A disappointing loss for the '62 Mets, a devastating one for the 2007 team.

Chris Trotman / Getty Images

Two seasons, separated by 45 years and memorable mostly for the wrong reasons, ended with Mets losses on this date. In 1962, the team trailed the Cubs 5-1 in the top of the eighth, but seemed to be in good position to reduce that deficit, as the first two batters of the inning reached via singles. That brought to the plate catcher Joe Pignatano, who chipped a soft liner in the direction of second base. Chicago's Ken Hubbard snared it for the first out in a 4-3-6 triple play. The triplet-killing extinguished the scoring threat and, as it turned out, Pignatano's major league career. The backstop never got another at-bat at baseball's highest level. As for the Mets, they failed to mount another rally and went down in defeat for a record-setting 120th time.

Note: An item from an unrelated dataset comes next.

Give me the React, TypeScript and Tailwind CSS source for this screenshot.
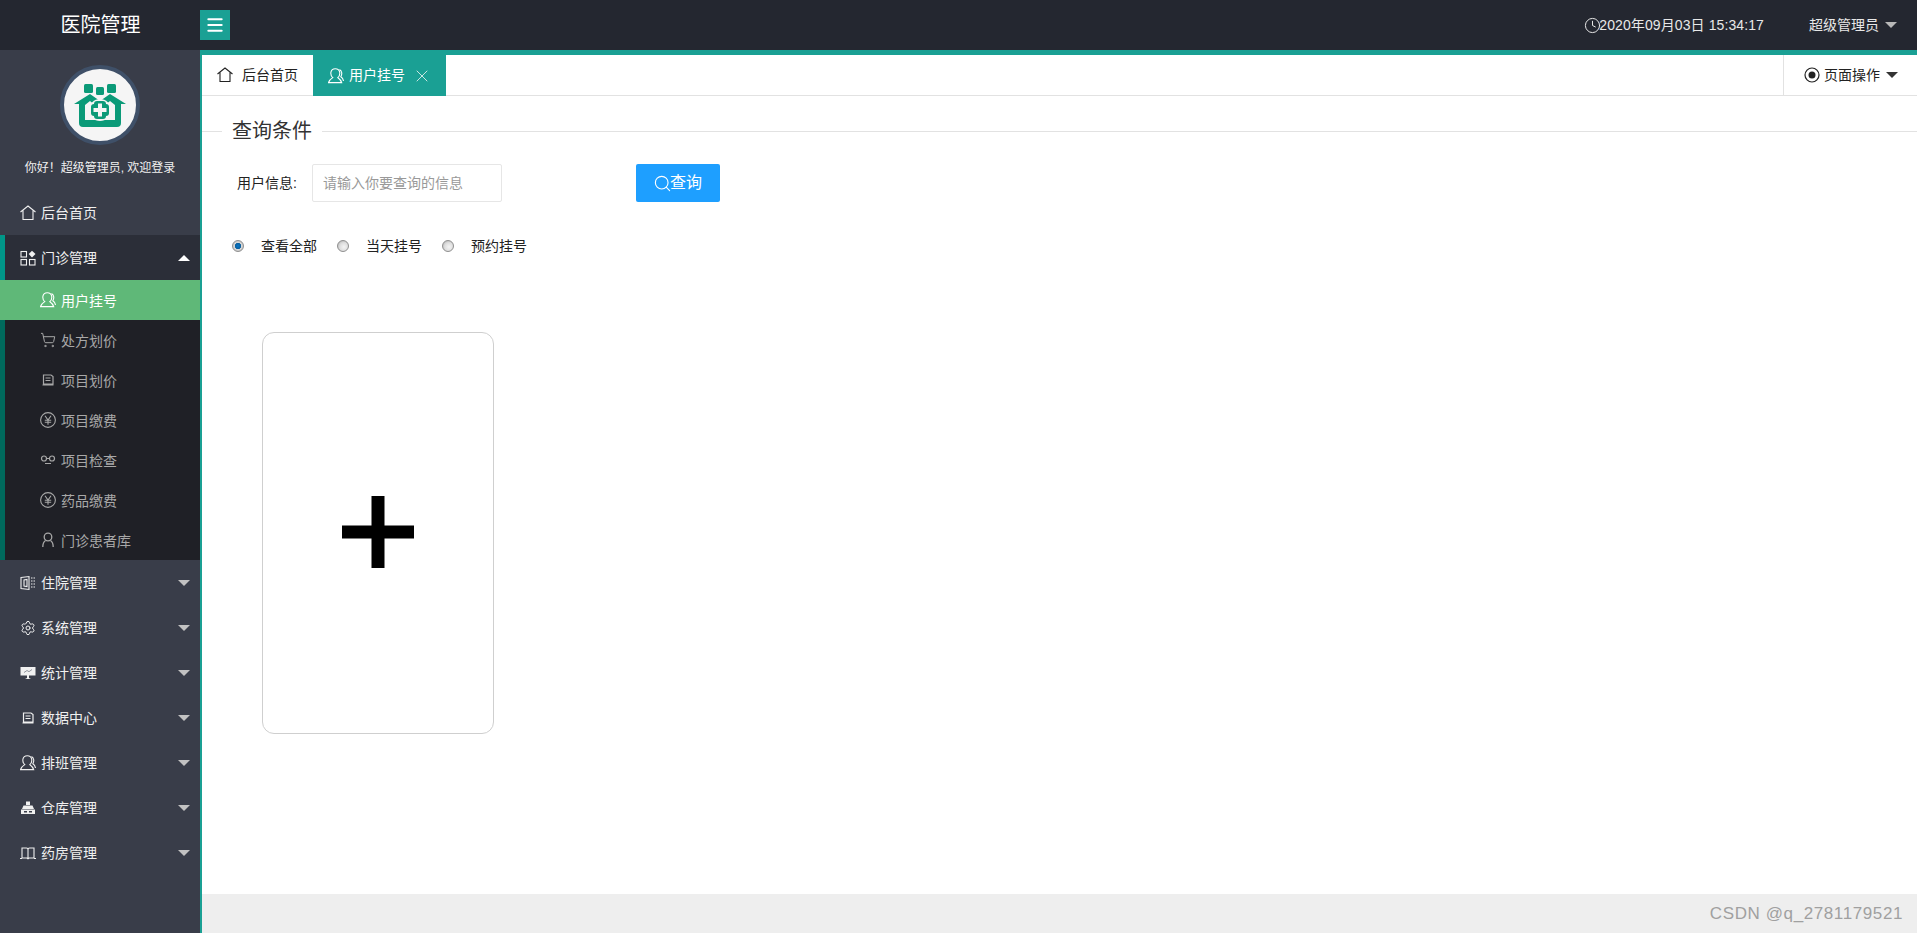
import React from "react";
import { Clock, Menu, Search, Settings, ShoppingCart, X } from "lucide-react";

type IconProps = { className?: string };

const HouseIcon = ({ className }: IconProps) => (
  <svg viewBox="0 0 16 16" fill="none" stroke="currentColor" strokeWidth="1.100" className={className}>
    <path d="M0.500 7 8 1l7.500 6M3 5.500V14.500h10V5.500" />
  </svg>
);

const UserIcon = ({ className }: IconProps) => (
  <svg viewBox="0 0 16 16" fill="none" stroke="currentColor" strokeWidth="1.100" className={className}>
    <path d="M4.800 9.600C1.800 7 2 .7 7.300.7s5.500 6.300 2.500 8.900c1.300.9 3 2 3.900 5H.5c.9-3 3-4.100 4.300-5Z" />
    <path d="M11.500 1.500c2.700 1.400 2.800 5 1.300 7.200 1.300.8 2.400 2.400 2.700 4.300" />
  </svg>
);

const PersonIcon = ({ className }: IconProps) => (
  <svg viewBox="0 0 16 16" fill="none" stroke="currentColor" strokeWidth="1.300" className={className}>
    <circle cx="8" cy="5" r="3.800" />
    <path d="M5.500 8.500C3.500 9.800 2.800 12 2.800 15M10.500 8.500c2 1.300 2.700 3.500 2.700 6.500" />
  </svg>
);

const YenIcon = ({ className }: IconProps) => (
  <svg viewBox="0 0 16 16" fill="none" stroke="currentColor" strokeWidth="1.100" className={className}>
    <circle cx="8" cy="8" r="7.400" />
    <path d="M5 3.800 8 8l3-4.200M8 8v4.800M4.800 8.200h6.400M4.800 10.300h6.400" />
  </svg>
);

const DocIcon = ({ className }: IconProps) => (
  <svg viewBox="0 0 16 16" fill="none" stroke="currentColor" strokeWidth="1.200" className={className}>
    <path d="M3.500 3h7.500l2 1.500V12h-9.500zM2.500 13h11" />
    <path d="M5.500 6h5M5.500 8.500h5" />
  </svg>
);

const LoopIcon = ({ className }: IconProps) => (
  <svg viewBox="0 0 16 16" fill="none" stroke="currentColor" strokeWidth="1.200" className={className}>
    <circle cx="4" cy="6.500" r="2.500" />
    <circle cx="12" cy="6.500" r="2.500" />
    <path d="M6.500 6.500h3M5 11.500h6" />
  </svg>
);

const GridPlusIcon = ({ className }: IconProps) => (
  <svg viewBox="0 0 16 16" fill="none" stroke="currentColor" strokeWidth="1.100" className={className}>
    <rect x="1" y="1.500" width="5.500" height="5.500" />
    <rect x="1" y="9.500" width="5.500" height="5.500" />
    <rect x="9.500" y="9.500" width="5.500" height="5.500" />
    <path d="M12 .8 15.500 4 12 7.500 8.700 4Z" fill="currentColor" stroke="none" />
  </svg>
);

const WardIcon = ({ className }: IconProps) => (
  <svg viewBox="0 0 16 16" fill="none" stroke="currentColor" strokeWidth="1.100" className={className}>
    <path d="M1 2.500 9 1.500v13l-8-1zM4 5v6l3 .5v-7z" />
    <path d="M11 3h1.500M13.500 3H15M11 6h1.500M13.500 6H15M11 9h1.500M13.500 9H15M11 12h1.500M13.500 12H15" />
  </svg>
);

const BoardIcon = ({ className }: IconProps) => (
  <svg viewBox="0 0 16 16" className={className}>
    <path d="M0.500 2h15v8.500h-6.500v2.500l2 1h-6l2-1v-2.500H.5z" fill="currentColor" />
    <path d="M4 7.500 7 5.500l2 1.200 3-2.200" fill="none" stroke="#7a7d88" strokeWidth="0.800" />
  </svg>
);

const StoreIcon = ({ className }: IconProps) => (
  <svg viewBox="0 0 16 16" className={className} fill="currentColor">
    <path d="M6 1.500h4v3.500H6zM3.500 5.500h9L14 9H2zM1 9.500h14V14H1z" />
    <path d="M4 11h3v1.500H4zM9 11h3v1.500H9z" fill="#393d49" />
  </svg>
);

const BookIcon = ({ className }: IconProps) => (
  <svg viewBox="0 0 16 16" fill="none" stroke="currentColor" strokeWidth="1.100" className={className}>
    <path d="M2 13V3h4.500Q8 3 8 4.500 8 3 9.500 3H14v10H9l-1 .8-1-.8zM8 4.500v9M0 13.500h2M14 13.500h2" />
  </svg>
);

const TargetIcon = ({ className }: IconProps) => (
  <svg viewBox="0 0 16 16" className={className}>
    <circle cx="8" cy="8" r="7" fill="none" stroke="currentColor" strokeWidth="1.200" />
    <circle cx="8" cy="8" r="3.500" fill="currentColor" />
  </svg>
);

const HospitalLogo = () => (
  <svg viewBox="0 0 52 44" className="h-[44px] w-[52px]">
    <rect x="10" y="1" width="9" height="9" rx="1.500" fill="#0b9a78" />
    <rect x="22" y="4" width="8" height="8" rx="1.500" fill="#0b9a78" />
    <rect x="33" y="1" width="9" height="9" rx="1.500" fill="#0b9a78" />
    <path d="M0 21 16 11l10 7 10-7 16 10h-5v19q0 4-4 4H9q-4 0-4-4V21z" fill="#0b9a78" />
    <path d="M11 37V22l5-4 6 5v14zM41 37V22l-5-4-6 5v14z" fill="#f5f5f5" />
    <circle cx="26" cy="27" r="11" fill="#f5f5f5" />
    <rect x="17" y="21" width="18" height="12" rx="3" fill="#0b9a78" />
    <rect x="20" y="18" width="12" height="18" rx="3" fill="#0b9a78" />
    <path d="M24 20.500h4v4.500h4.500v4H28v4.500h-4V29h-4.500v-4H24z" fill="#f5f5f5" />
  </svg>
);

const Caret = ({ up, className }: { up?: boolean; className: string }) => (
  <span
    className={`h-0 w-0 border-x-[6px] border-x-transparent ${
      up ? "border-b-[6px] border-b-white" : "border-t-[6px]"
    } ${className}`}
  />
);

const subMenu = [
  { label: "用户挂号", Icon: UserIcon, active: true },
  { label: "处方划价", Icon: ShoppingCart },
  { label: "项目划价", Icon: DocIcon },
  { label: "项目缴费", Icon: YenIcon },
  { label: "项目检查", Icon: LoopIcon },
  { label: "药品缴费", Icon: YenIcon },
  { label: "门诊患者库", Icon: PersonIcon },
];

const bottomMenu = [
  { label: "住院管理", Icon: WardIcon },
  { label: "系统管理", Icon: Settings },
  { label: "统计管理", Icon: BoardIcon },
  { label: "数据中心", Icon: DocIcon },
  { label: "排班管理", Icon: UserIcon },
  { label: "仓库管理", Icon: StoreIcon },
  { label: "药房管理", Icon: BookIcon },
];

const Radio = ({ checked }: { checked?: boolean }) => (
  <span
    className={`h-[12px] w-[12px] shrink-0 rounded-full border border-[#8f8f8f] ${
      checked
        ? "bg-[radial-gradient(circle,#0a78c8_0%,#0a5f9e_40%,#d8d8d8_50%,#b4b4b4_100%)]"
        : "bg-[radial-gradient(circle_at_60%_60%,#f4f4f4_0%,#dedede_50%,#a8a8a8_100%)]"
    }`}
  />
);

export default function App() {
  return (
    <div className="flex h-screen w-full flex-col overflow-hidden bg-white text-[14px] [font-family:'Liberation_Sans','Noto_Sans_CJK_SC',sans-serif]">
      <header className="flex h-[50px] shrink-0 items-center bg-[#242730] text-white">
        <div className="w-[200px] pl-px text-center text-[20px]">医院管理</div>
        <button className="flex h-[30px] w-[30px] items-center justify-center bg-[#1aa094]">
          <Menu className="h-[20px] w-[20px]" strokeWidth={2.4} />
        </button>
        <div className="ml-auto flex items-center tracking-[0.1px] text-[#e8e8e8]">
          <Clock className="-mr-[2px] h-[17px] w-[17px]" strokeWidth={1.4} />
          <span>2020年09月03日 15:34:17</span>
        </div>
        <div className="ml-[44px] mr-[20px] flex items-center gap-[6px] text-[#e8e8e8]">
          <span className="pl-px">超级管理员</span>
          <Caret className="border-t-[#b8b8b8]" />
        </div>
      </header>

      <div className="flex min-h-0 flex-1">
        <aside className="w-[200px] shrink-0 bg-[#393d49] text-[#f0f0f0]">
          <div className="flex h-[140px] flex-col items-center pt-[15px]">
            <div className="flex h-[80px] w-[80px] items-center justify-center rounded-full border-4 border-[#3f5068] bg-[#f5f5f5]">
              <HospitalLogo />
            </div>
            <p className="mt-[14px] text-[12px] leading-[18px]">你好！超级管理员, 欢迎登录</p>
          </div>

          <div className="flex h-[45px] items-center gap-[5px] pl-[20px]">
            <HouseIcon className="h-[16px] w-[16px]" />
            <span className="pt-[2px]">后台首页</span>
          </div>

          <div className="border-l-[5px] border-[#00695c]">
            <div className="-ml-[5px] flex h-[45px] items-center gap-[5px] border-l-[5px] border-[#009688] bg-[#2b2e38] pl-[15px] pr-[10px]">
              <GridPlusIcon className="h-[16px] w-[16px]" />
              <span className="pt-[2px]">门诊管理</span>
              <Caret up className="ml-auto" />
            </div>
            <ul className="bg-[#1f2026] text-[#a8a8a8]">
              {subMenu.map(({ label, Icon, active }) => (
                <li
                  key={label}
                  className={`flex h-[40px] items-center gap-[5px] pl-[35px] ${
                    active ? "-ml-[5px] bg-[#5fb878] pl-[40px] text-white" : ""
                  }`}
                >
                  <Icon className="h-[16px] w-[16px]" strokeWidth={1.5} />
                  <span className="pt-[2px]">{label}</span>
                </li>
              ))}
            </ul>
          </div>

          {bottomMenu.map(({ label, Icon }) => (
            <div key={label} className="flex h-[45px] items-center gap-[5px] pl-[20px] pr-[10px]">
              <Icon className="h-[16px] w-[16px]" strokeWidth={1.5} />
              <span className="pt-[2px]">{label}</span>
              <Caret className="ml-auto border-t-[#c2c2c2]" />
            </div>
          ))}
        </aside>

        <main className="flex min-w-0 flex-1 flex-col border-l-2 border-t-[5px] border-[#1aa094]">
          <div className="flex h-[41px] shrink-0 border-b border-[#e2e2e2]">
            <div className="flex w-[111px] items-center gap-[9px] pl-[15px] text-[#222]">
              <HouseIcon className="h-[16px] w-[16px]" />
              后台首页
            </div>
            <div className="-mb-px flex w-[133px] items-center gap-[5px] bg-[#1aa094] pl-[15px] text-white">
              <UserIcon className="h-[16px] w-[16px]" />
              用户挂号
              <X className="ml-[2px] h-[20px] w-[20px] text-[#c9e6e2]" strokeWidth={1.2} />
            </div>
            <div className="ml-auto flex w-[134px] items-center gap-[4px] border-l border-[#e2e2e2] pl-[20px] text-[#222]">
              <TargetIcon className="h-[16px] w-[16px]" />
              页面操作
              <Caret className="ml-[2px] border-t-[#333]" />
            </div>
          </div>

          <div className="flex-1">
            <div className="mt-[20px] flex h-[30px] items-center">
              <div className="h-px w-[20px] bg-[#e2e2e2]" />
              <span className="px-[10px] text-[20px] text-[#333]">查询条件</span>
              <div className="h-px flex-1 bg-[#e2e2e2]" />
            </div>

            <div className="mt-[18px] flex items-center">
              <label className="ml-[35px] text-[#222]">用户信息:</label>
              <input
                readOnly
                placeholder="请输入你要查询的信息"
                className="ml-[15px] h-[38px] w-[190px] rounded-[2px] border border-[#e6e6e6] pl-[10px] outline-none placeholder:text-[#999]"
              />
              <button className="ml-[134px] flex h-[38px] w-[84px] items-center justify-center rounded-[2px] bg-[#1e9fff] pr-px text-[16px] text-white">
                <Search className="-mr-[2px] h-[19px] w-[19px]" strokeWidth={1.4} />
                查询
              </button>
            </div>

            <div className="ml-[30px] mt-[37px] flex h-[14px] items-center text-[#222]">
              <Radio checked />
              <span className="ml-[17px] mr-[20px]">查看全部</span>
              <Radio />
              <span className="ml-[17px] mr-[20px]">当天挂号</span>
              <Radio />
              <span className="ml-[17px]">预约挂号</span>
            </div>

            <div className="ml-[60px] mt-[79px] flex h-[402px] w-[232px] items-center justify-center rounded-[12px] border border-[#cfcfcf]">
              <svg viewBox="0 0 72 72" className="-mt-[2px] h-[72px] w-[72px]" fill="#000">
                <path d="M29.500 0h13v29.500H72v13H42.500V72h-13V42.500H0v-13h29.500z" />
              </svg>
            </div>
          </div>

          <footer className="flex h-[39px] shrink-0 items-center justify-end bg-[#eeeeee] pr-[14px] text-[17px] tracking-[0.6px] text-[#a0a0a0]">
            CSDN @q_2781179521
          </footer>
        </main>
      </div>
    </div>
  );
}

Baseball Reference says the 162nd Mets game of the 2007 season took three hours and twenty minutes to complete. As the first pitch occurred at 1:11 p.m. on the afternoon of September 30, that means the team wasn't officially eliminated from playoff contention until 4:31. Realistically, this one was over when Tom Glavine's 36th pitch of the first inning-and final one as a New York Met-bounced off of Dontrelle Willis to force in the game's fourth run. That pushed the Marlins win expectancy to 91% with 26 outs still to be recorded by the bullpen. A Jorge Sosa strikeout of Hanley Ramirez one batter later briefly cut that number to 89%, but Dan Uggla's ensuing bases-clearing double made sure the winning percentage wouldn't slip that low again. A devastating way to end the year, despite a well-known claim to the contrary.

Birthdays

  • Jose Lima would have been 40 today, had a heart attack not claimed his life two and a half years ago. A reminder that even Lima Time is fleeting.
  • One of the more underrated Mets, Dave Magadan (1986-1992) is 50. In just under 2500 plate appearances for New York, Magadan posted a .391 OBP, second only to John Olerud in team history, besting even the .387 mark of his predecessor at first base Keith Hernandez.
  • Though not as well known as his cousins Carlos, Melido, and Pascual, Yorkis Perez, 45, is the only member of that baseball family to pitch for the Mets. In his first appearance with the team on Opening Day 1997, Yorkis allowed a pair of the 11 runs scored by the Padres in a very crooked sixth inning. That was fewer than any of the other Met pitchers victimized in the frame, but those two tallies shifted the lead to San Diego favor and thus saddled Perez with the loss.

Game of Note
Jon Matlack chucked four shutouts en route to winning the Rookie of the Year Award in 1972, but on September 30, he found himself on the wrong end of a blanking. Roberto Clemente got things going for the Pirates in the bottom of the fourth, dinging Matlack for a leadoff double. He'd come around to score the only run his team would need, but more notably, the hit was the 3,000th–and last–of Clemente's Hall of Fame career. The Pittsburgh great would perish in a plane crash during the offseason.

Amazin'-ly Tenuous Connection
One of the newer holidays on the calendar, today is Blasphemy Rights Day. If you are like your humble author, there's generally at least one play per Mets game that makes you take the name of a deity in vain. Feel free to do so without compunction until midnight tonight.